Snow can fall any week from late June through August—yet July is when South Africa’s school holidays hit Afriski, lift queues balloon, and beds vanish unless you booked months ago. Early to mid-July in a good snow year is the sweet spot: every run is open, the mountain feels alive, and conditions are usually at their best. Come June or August and you’ll share the slopes with fewer people and pay less, though patches of brown may outnumber the white. Face it—Afriski’s snowfall is not guaranteed; the resort sits at low latitude, lean years do happen, and weather rules. Once the melt is complete the lifts keep turning for mountain biking and hiking; December through March is the biking high season.

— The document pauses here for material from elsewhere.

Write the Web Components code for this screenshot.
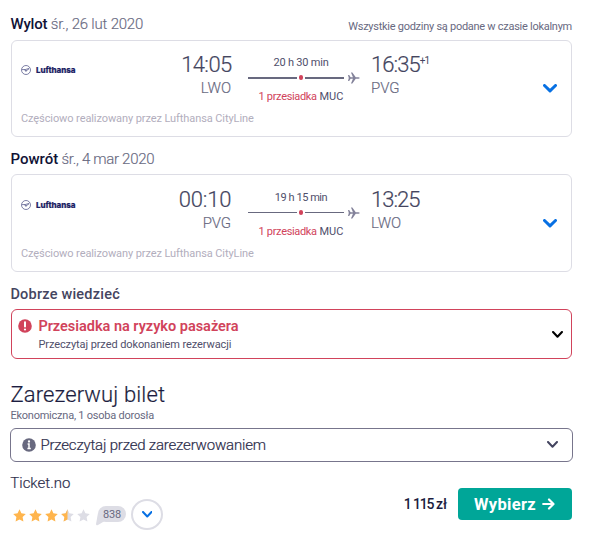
<!DOCTYPE html>
<html lang="pl"><head><meta charset="utf-8"><title>Rezerwacja</title>
<style>
body{margin:0;background:#fff;font-family:Roboto,"Liberation Sans",sans-serif}
</style></head><body><booking-page></booking-page>
<script>
const define=(name,html)=>customElements.define(name,class extends HTMLElement{
  connectedCallback(){
    if(this.shadowRoot)return;
    const t=document.createElement('template');
    t.innerHTML=typeof html==='function'?html(this):html;
    this.attachShadow({mode:'open'}).append(t.content.cloneNode(true));
  }
});

define('chevron-down',el=>{const w=+el.getAttribute('w'),s=+el.getAttribute('stroke')||2,h=w/2+1.8;
return `<style>:host{display:block;flex:none}svg{display:block}</style>
<svg width="${w}" height="${h}" viewBox="0 0 ${w} ${h}"><path d="M${s/2} ${s/2}L${w/2} ${h-s/2-.5}L${w-s/2} ${s/2}" fill="none" stroke="currentColor" stroke-width="${s}" stroke-linecap="round" stroke-linejoin="round"/></svg>`});

define('lufthansa-logo',`<style>:host{display:flex;align-items:center;gap:5px;color:#1b2163;height:11px}
svg{display:block}span{font:800 8px/11px Inter,Roboto,sans-serif;letter-spacing:-.05px;padding-top:1px;-webkit-text-stroke:.2px #1b2163}</style>
<svg width="10" height="10" viewBox="0 0 10 10" fill="none" stroke="#5c608f"><circle cx="5" cy="5" r="4.5" stroke-width=".8"/><path d="M1 4.6H4L8.2 3.4M3.2 4.6L5 6L8 3.8M4.2 6H5.6" stroke-width=".8"/></svg><span>Lufthansa</span>`);

define('flight-path',el=>`<style>:host{display:block;width:112px;padding-top:3px;font-size:11px;line-height:14px;color:#504f6b}
.d,.s{width:106px;text-align:center;white-space:pre}.d{letter-spacing:var(--dls,-.2px)}
.l{display:flex;align-items:center;height:11px;margin:2px 0 7px}
i{height:var(--stroke,2px);background:#68697f}i:first-child{width:49px}i:nth-of-type(2){width:39px}
b{width:5px;height:5px;border-radius:50%;background:#d1435b;margin:0 2px}svg{margin-left:4px;display:block}
.s em{font-style:normal;color:#d1435b;letter-spacing:-.33px}</style>
<div class="d">${el.getAttribute('time')}</div>
<div class="l"><i></i><b></b><i></i><svg width="12" height="12" viewBox="0 0 12 12" fill="#83829a"><path d="M0 3H1.2L2.6 5.2H5L3 .4H4.4L7.8 5.2H10.5Q11.8 5.4 11.8 6Q11.8 6.6 10.5 6.8H7.8L4.4 11.6H3L5 6.8H2.6L1.2 9H0L.8 6Z"/></svg></div>
<div class="s"><em>1 przesiadka</em> MUC</div>`);

define('flight-card',el=>{const a=n=>el.getAttribute(n)||'';return `<style>
:host{display:block;box-sizing:border-box;width:561px;height:97px;border:1px solid #dddde5;border-radius:6px;padding:12px 13px 0 9px;color:#444560}
.r{display:grid;grid-template-columns:137px 73px 112px 1fr 15px;height:58px}
lufthansa-logo{margin-top:11px}flight-path{margin-left:17px}
.t{font-size:22px;line-height:24px;font-weight:300;height:25px;white-space:nowrap;-webkit-text-stroke:.2px}
.c{font-size:15px;line-height:20px;font-weight:300;color:#68697f;letter-spacing:-.1px;-webkit-text-stroke:.15px}
.dep{text-align:right}.arr{margin-left:28px}
.dep .t{letter-spacing:${a('dls')}px;margin-right:${a('dls')}px}.arr .t{letter-spacing:${a('als')}px}
sup{font-size:10px;line-height:0;font-weight:400;vertical-align:8px;letter-spacing:-.8px;margin-left:0;-webkit-text-stroke:0}
chevron-down{color:#0770e3;margin-top:31px}
.n{font-size:11px;line-height:14px;color:#b2aebd;letter-spacing:-.09px;padding-top:.6px}</style>
<div class="r"><lufthansa-logo></lufthansa-logo><div class="dep"><div class="t">${a('dep')}</div><div class="c">${a('from')}</div></div>
<flight-path time="${a('time')}"></flight-path>
<div class="arr"><div class="t">${a('arr')}${a('plus')?`<sup>${a('plus')}</sup>`:''}</div><div class="c">${a('to')}</div></div><chevron-down w="14" stroke="3"></chevron-down></div>
<div class="n">Częściowo realizowany przez Lufthansa CityLine</div>`});

define('leg-heading',`<style>:host{display:flex;justify-content:space-between;height:20px;line-height:20px;font-size:15px;color:#68697f;width:561px}
.m{font-weight:300;-webkit-text-stroke:.15px;letter-spacing:var(--ls,-.2px);white-space:nowrap;margin-left:-.6px}b{font-weight:500;color:#111236;letter-spacing:var(--bls,0);-webkit-text-stroke:0}
.n{font-size:11px;line-height:14px;letter-spacing:-.27px;padding-top:6px;white-space:nowrap}</style>
<span class="m"><b><slot name="title"></slot></b> <slot></slot></span><span class="n"><slot name="note"></slot></span>`);

define('risk-alert',`<style>:host{display:flex;box-sizing:border-box;width:561px;height:50px;border:1px solid #d1435b;border-radius:6px;padding:7px 8px 0 6px}
svg{display:block;margin:2px 6.4px 0 0}div{flex:1}p{margin:0}
.a{font-size:14.5px;line-height:20px;font-weight:600;color:#d1435b;letter-spacing:-.02px}
.b{font-size:11px;line-height:14px;color:#504f6b;letter-spacing:-.09px;margin-top:1px}
chevron-down{color:#000;margin-top:14px}</style>
<svg width="14" height="14" viewBox="0 0 14 14"><circle cx="7" cy="7" r="6.8" fill="#d1435b"/><path d="M7 3.2V7.4" stroke="#fff" stroke-width="2" stroke-linecap="round"/><circle cx="7" cy="10.5" r="1.1" fill="#fff"/></svg>
<div><p class="a">Przesiadka na ryzyko pasażera</p><p class="b">Przeczytaj przed dokonaniem rezerwacji</p></div><chevron-down w="11" stroke="2.1"></chevron-down>`);

define('info-bar',`<style>:host{display:flex;align-items:center;box-sizing:border-box;width:563px;height:34px;margin-left:-1px;border:1px solid #77758c;border-radius:6px;padding:0 14px 0 11px}
svg{display:block;margin-right:4.4px}span{flex:1;font-size:15px;line-height:20px;font-weight:300;-webkit-text-stroke:.2px;color:#2d2e4c;letter-spacing:-.19px}
chevron-down{color:#444560}</style>
<svg width="14" height="14" viewBox="0 0 14 14"><circle cx="7" cy="7" r="6.8" fill="#68697f"/><circle cx="7" cy="3.5" r="1.15" fill="#fff"/><path d="M5.6 6H7V10.6M5.4 10.4H8.8" fill="none" stroke="#fff" stroke-width="1.5"/></svg>
<span>Przeczytaj przed zarezerwowaniem</span><chevron-down w="11" stroke="2"></chevron-down>`);

const star='M6.5 .3L8.4 4.3L12.8 4.9L9.6 8L10.4 12.4L6.5 10.4L2.6 12.4L3.4 8L.2 4.9L4.6 4.3Z';
const halfStar='M6.5 .3V10.4L2.6 12.4L3.4 8L.2 4.9L4.6 4.3Z';
define('star-rating',`<style>:host{display:flex;align-items:center;gap:3px}svg{display:block}</style>`+
 [1,1,1,.5,0].map(v=>`<svg width="13" height="13" viewBox="0 0 13 13"><path d="${star}" fill="${v===1?'#ffb54d':'#dddde5'}"/>${v===.5?`<path d="${halfStar}" fill="#ffb54d"/>`:''}</svg>`).join(''));

define('review-count',`<style>:host{display:block;position:relative;width:28px;height:16px;border-radius:8px;background:#dddde5;font-size:11px;line-height:17px;color:#68697f;text-align:center;letter-spacing:-.2px}
svg{position:absolute;left:-2px;top:7px}span{position:relative}</style><svg width="12" height="13"><path d="M2 0L0 11Q0 13 2 12L12 6Z" fill="#dddde5"/></svg><span><slot></slot></span>`);

define('round-toggle',`<style>:host{display:flex;align-items:center;justify-content:center;box-sizing:border-box;width:32px;height:31px;border:2px solid #dddde5;border-radius:50%;color:#0770e3;padding-top:1px}</style><chevron-down w="10.5" stroke="2"></chevron-down>`);

define('select-button',`<style>:host{display:flex;align-items:center;justify-content:center;box-sizing:border-box;padding-right:1px;gap:6px;width:114px;height:32px;border-radius:4px;background:#00a698;color:#fff;font-size:16.5px;font-weight:700;letter-spacing:.3px}svg{display:block}</style>
<slot></slot><svg width="13" height="12" viewBox="0 0 13 12"><path d="M1.2 6H11M7 1.5L11.5 6L7 10.5" fill="none" stroke="#fff" stroke-width="2.2" stroke-linecap="round" stroke-linejoin="round"/></svg>`);

define('ticket-offer',`<style>:host{display:flex;justify-content:space-between;width:561px;height:58px}
.n{font-size:15px;line-height:20px;font-weight:300;-webkit-text-stroke:.2px;color:#2d2e4c;margin-left:-.7px}
.r{display:flex;align-items:flex-start;padding-left:2.4px;margin-top:6px}star-rating{padding-top:10px}
review-count{margin:7px 0 0 7.6px}round-toggle{margin-left:5px}
.b{display:flex;gap:11px;padding-top:15px}.p{font-size:14px;line-height:33px;font-weight:500;color:#1c1d40;letter-spacing:-1.2px;word-spacing:.3px}.p span{letter-spacing:0}</style>
<div><div class="n">Ticket.no</div><div class="r"><star-rating></star-rating><review-count>838</review-count><round-toggle></round-toggle></div></div>
<div class="b"><span class="p">1 115 <span>zł</span></span><select-button>Wybierz</select-button></div>`);

define('booking-page',`<style>:host{display:flex;flex-direction:column;box-sizing:border-box;width:590px;height:547px;padding:14px 0 0 11px;background:#fff}
.one{margin-top:6px}.h2{margin-top:12px;--ls:-.3px}.two{margin-top:5px;height:98px;padding-top:13px;--stroke:1px;--dls:-.45px}
h3{margin:13px 0 4px -.6px;font-size:14.5px;line-height:20px;font-weight:500;color:#444560;letter-spacing:.22px}
h2{margin:22px 0 0 -.6px;font-size:22px;line-height:28px;font-weight:300;color:#1c1d40;letter-spacing:.13px;-webkit-text-stroke:.2px}
p{margin:0 0 5px -.6px;font-size:11px;line-height:14px;color:#68697f;letter-spacing:-.23px}
ticket-offer{margin-top:11px}</style>
<leg-heading style="--bls:-.2px"><span slot="title">Wylot</span>śr., 26 lut 2020<span slot="note">Wszystkie godziny są podane w czasie lokalnym</span></leg-heading>
<flight-card class="one" dep="14:05" from="LWO" arr="16:35" plus="+1" to="PVG" time="20 h 30 min" dls="-.6" als="-.95"></flight-card>
<leg-heading class="h2"><span slot="title">Powrót</span>śr., 4 mar 2020</leg-heading>
<flight-card class="two" dep="00:10" from="PVG" arr="13:25" to="LWO" time="19 h 15 min" dls="-.2" als="-1"></flight-card>
<h3>Dobrze wiedzieć</h3><risk-alert></risk-alert>
<h2>Zarezerwuj bilet</h2><p>Ekonomiczna, 1 osoba dorosła</p><info-bar></info-bar><ticket-offer></ticket-offer>`);
</script></body></html>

Summer days are warm, nights cool, and spectacular afternoon thunderstorms march across the plateau. Many shooters and hikers prefer off-season Afriski—peaceful, photogenic, crowd-free.

Insider Tips

July weekend? Book two months out—minimum. The resort is tiny and South African families flood it. Midweek you'll find space and silence on the slopes.
3,222 metres hits fast. Drive straight from sea level and mild altitude sickness is likely—take the first afternoon to do nothing steeper than a stroll. Ski hard or attack the big MTB trails tomorrow. Drink more water than you think you need.
The Caledonspoort border post slams shut at 10pm—miss it and you'll sleep in your car on the tarmac or chase a Lesotho room at midnight. Plan your escape from the resort with that hard stop burned into your brain.